1月22日(土)の朝日新聞朝刊別冊「be」の「サザエさんをさがして」のテーマは「よろめき」でした。久しく聞かなくなった言葉なので、懐かしくなり読んでみました。
・「よろめき」の本来の意味は。「足どりが乱れて倒れそうになること」。
・心を奪われることを「よろめく」ということはあったようだが、ずばり「浮気をする」と言う第3の意味が加わったのは、小説がヒットしてからだ。
★「美徳のよろめき」著者 三島由紀夫
・58年2月13日、外遊から帰国した三島本人へのインタビュー記事が載った。そっけなく「よろめき」に触れたくだりがある。
<旅行中に、祖国では氏のかん通小説が頼みもしないのにベストセラーになったり、その題名が一世を風びする流行語になったりして、「政治経済にまで使われているのは驚いた」>
・この時、三島は33歳。
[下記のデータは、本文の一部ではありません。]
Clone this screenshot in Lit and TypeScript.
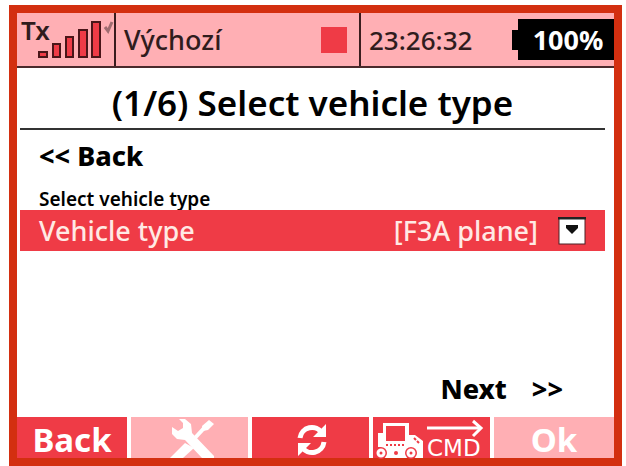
import { LitElement, html, css } from "lit";
import { customElement, property, state } from "lit/decorators.js";

@customElement("status-bar")
export class StatusBar extends LitElement {
  @property() model = "";
  @property() time = "";
  @property() battery = "";

  static styles = css`
    :host {
      display: flex;
      height: 53px;
      background: #ffafb4;
      border-bottom: 2px solid #4a2a2c;
      font-size: 27px;
      font-weight: 600;
      line-height: 36px;
      color: #301c1d;
    }
    .cell {
      display: flex;
      align-items: center;
      box-sizing: border-box;
    }
    .signal {
      width: 99px;
      flex: none;
      border-right: 2px solid #3a1c1e;
    }
    .model {
      flex: 1 1 245px;
      justify-content: space-between;
      padding: 0 12px 0 8px;
      border-right: 2px solid #3a1c1e;
      font-weight: 500;
    }
    .square {
      width: 26px;
      height: 26px;
      background: #ef3b46;
    }
    .clock {
      flex: 1 1 253px;
      justify-content: space-between;
      padding-left: 8px;
    }
    .time {
      font-size: 26px;
      font-weight: 500;
    }
    .battery {
      display: flex;
      align-items: center;
      color: #fff;
      font-weight: 700;
    }
    .nub {
      width: 6px;
      height: 20px;
      background: #000;
    }
    .charge {
      box-sizing: border-box;
      width: 96px;
      height: 41px;
      line-height: 41px;
      text-align: center;
      padding-left: 4px;
      background: #000;
    }
    .meter {
      overflow: visible;
    }
    .tx {
      font-size: 26px;
    }
  `;

  render() {
    return html`
      <div class="cell signal">
        <svg class="meter" width="97" height="53" viewBox="0 0 97 53">
          <text class="tx" x="4" y="27" fill="#301c1d">Tx</text>
          <g fill="#ef3b46" stroke="#4a1518" stroke-width="2">
            <rect x="22" y="39" width="8" height="5" />
            <rect x="36" y="31" width="7" height="13" />
            <rect x="49" y="24" width="7" height="20" />
            <rect x="62" y="17" width="8" height="27" />
            <rect x="75" y="9" width="8" height="35" />
          </g>
          <path d="M88 14l3 4l4-9" fill="none" stroke="#a06c70" stroke-width="3" />
        </svg>
      </div>
      <div class="cell model"><span>${this.model}</span><span class="square"></span></div>
      <div class="cell clock">
        <span class="time">${this.time}</span>
        <span class="battery"><span class="nub"></span><span class="charge">${this.battery}</span></span>
      </div>
    `;
  }
}

@customElement("soft-keys")
export class SoftKeys extends LitElement {
  static styles = css`
    :host {
      display: grid;
      grid-template-columns: 110fr 117fr 117fr 117fr 120fr;
      gap: 4px;
      height: 41px;
    }
    .key {
      display: flex;
      align-items: center;
      justify-content: center;
      min-width: 0;
      height: 41px;
      margin: 0;
      padding: 0;
      border: 0;
      background: #ef3b46;
      color: #fff;
      font: 700 33px/46px "Noto Sans", sans-serif;
    }
    .pale {
      background: #ffafb4;
    }
    .label {
      padding-top: 4px;
    }
    .command {
      overflow: visible;
    }
    .cmd {
      font: 400 23px "DejaVu Sans", sans-serif;
    }
  `;

  render() {
    return html`
      <button class="key"><span class="label">Back</span></button>
      <button class="key pale" aria-label="Tools">
        <svg width="48" height="41" viewBox="0 0 48 41" fill="#fff">
          <path d="M13 2L19 2L25 7L26 16L50 41H36L19 23L11 22L6 17V10L12 14L17 11V6Z" />
          <path d="M28 22L40 9" stroke="#fff" stroke-width="4" />
          <path d="M36 9L43 3L48 7L42 13L37 14Z" />
          <path d="M19 26L4 41H17L28 31Z" />
        </svg>
      </button>
      <button class="key" aria-label="Refresh">
        <svg width="36" height="41" viewBox="0 0 36 41">
          <g fill="none" stroke="#fff" stroke-width="5">
            <path d="M7 21A12 12 0 0 1 29 16" />
            <path d="M31 25A12 12 0 0 1 9 30" />
          </g>
          <path d="M33 7V20H20Z M5 39V26H18Z" fill="#fff" />
        </svg>
      </button>
      <button class="key" aria-label="Command">
        <svg class="command" width="117" height="41" viewBox="0 0 117 41">
          <path
            fill="#fff"
            fill-rule="evenodd"
            d="M10 6H36V18H42L50 24V41H5V16H10ZM13 9V24H32V9Z"
          />
          <path d="M13 28H32" stroke="#ef3b46" stroke-width="2" stroke-dasharray="2 2" />
          <path d="M41 21l2 2m1 1l2 2" stroke="#ef3b46" stroke-width="2" />
          <g fill="#ef3b46">
            <path d="M4 30H8V41H4Z" />
            <circle cx="8" cy="36" r="6" />
            <circle cx="23" cy="36" r="2" />
            <circle cx="38" cy="36" r="6" />
          </g>
          <g fill="none" stroke="#fff" stroke-width="3">
            <circle cx="8" cy="36" r="3" />
            <circle cx="38" cy="36" r="3" />
            <path d="M54 11H108" />
            <path d="M100 4L108 11L100 19" />
          </g>
          <text class="cmd" x="54" y="39" fill="#fff">CMD</text>
        </svg>
      </button>
      <button class="key pale"><span class="label">Ok</span></button>
    `;
  }
}

@customElement("app-root")
export class AppRoot extends LitElement {
  @state() private vehicle = "F3A plane";

  static styles = css`
    :host {
      display: flex;
      box-sizing: border-box;
      min-height: 100vh;
      padding: 5px 4px 0 9px;
      background: #fff;
      font-family: "Noto Sans", sans-serif;
      color: #000;
    }
    .screen {
      flex: 1;
      display: flex;
      flex-direction: column;
      border: 8px solid #d32f10;
    }
    main {
      flex: 1;
      display: flex;
      flex-direction: column;
      padding: 0 9px 0 3px;
    }
    .title {
      margin: 0;
      padding: 12px 0 2px;
      border-bottom: 2px solid #333;
      font-size: 35px;
      line-height: 46px;
      font-weight: 600;
      text-align: center;
    }
    .link {
      padding: 0;
      border: 0;
      background: none;
      color: #000;
      font: 800 27px/36px "Noto Sans", sans-serif;
    }
    .back {
      align-self: flex-start;
      margin: 8px 0 15px 19px;
    }
    .next {
      display: flex;
      gap: 25px;
      align-self: flex-end;
      margin: auto 42px 10px 0;
    }
    .hint {
      margin: 0 0 0 19px;
      font-size: 19px;
      line-height: 21px;
      font-weight: 600;
    }
    .row {
      display: flex;
      align-items: center;
      height: 41px;
      padding: 0 19px;
      background: #ef3b46;
      color: #ffe9e4;
      font-size: 27px;
      font-weight: 500;
      line-height: 36px;
    }
    .row label {
      flex: 1;
    }
    .choice {
      appearance: none;
      margin: 0 20px 0 0;
      padding: 0;
      border: 0;
      background: none;
      color: inherit;
      font: inherit;
      text-align-last: right;
    }
    .choice option {
      color: #000;
    }
  `;

  private pick(e: Event) {
    this.vehicle = (e.target as HTMLSelectElement).value;
  }

  render() {
    return html`
      <div class="screen">
        <status-bar model="Výchozí" time="23:26:32" battery="100%"></status-bar>
        <main>
          <h1 class="title">(1/6) Select vehicle type</h1>
          <button class="link back">&lt;&lt; Back</button>
          <p class="hint">Select vehicle type</p>
          <div class="row">
            <label for="vehicle">Vehicle type</label>
            <select id="vehicle" class="choice" @change=${this.pick}>
              <option value=${this.vehicle}>[${this.vehicle}]</option>
            </select>
            <svg width="28" height="28" viewBox="0 0 28 28" aria-hidden="true">
              <rect x="1" y="1" width="26" height="26" fill="#fff" stroke="#4a2226" stroke-width="1" />
              <path d="M0 1H28" stroke="#222" stroke-width="3" />
              <path d="M8 8H20V11L14 17L8 11Z" fill="#111" />
            </svg>
          </div>
          <button class="link next"><span>Next</span><span>&gt;&gt;</span></button>
        </main>
        <soft-keys></soft-keys>
      </div>
    `;
  }
}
数か月後に見合い結婚する直前で、独身だった。
・「美徳のよろめき」は、代表作「金閣寺」(1956)の後に発表され、本人曰く<労作の後の安息>で書いた作品。
・「金閣寺」と同時期に雑誌に連載された「永すぎた春」もベストセラーとしてタイトルが流行語になる。
・この時期の三島は、芸術の極みに達する一方、大衆受けを狙っただろう作品も外さなかった。文学界の二刀流である。
・「美徳のよろめき」は、裕福な人妻が浮気相手の青年に黙って2度も妊娠中絶し、その痛みを伴う経験をかてに、青年との別れを決意する物語。
・道徳に背いたヒロインを罰する話にはなっておらず、読後感は悪くない。
★「よろめき」の流行
・その流行ぶりは、当時の朝日新聞の紙面からもうかがえる。
・コラム「経済気象台」(57年8月5日)の見出しは「繁栄のよろめき」。
高度経済成長さ中の株式の暴落に警鐘を鳴らす内容。
・コラム「記者席」の見出しは「松永文相〝よろめき説〞を否定」。
教員の勤務評定の問題で文部大臣の姿勢が与党の意に沿わない方向にぶれている見方。
・「よろめき休暇」と言う映画タイトル(12月17日夕刊)
原題は「Kiss Them For Me 」(私に代わって彼らにキスを)。あきらかにそそっかしく流行に便乗した邦題。
私が母のお腹にいた頃「よろめき夫人」「よろめきドラマ」という言葉が流行っていたと思うと、母もドキドキしたのかしら?
ちなみに、漢字にすると「蹌踉めき」と書きます。初めて見る漢字でした。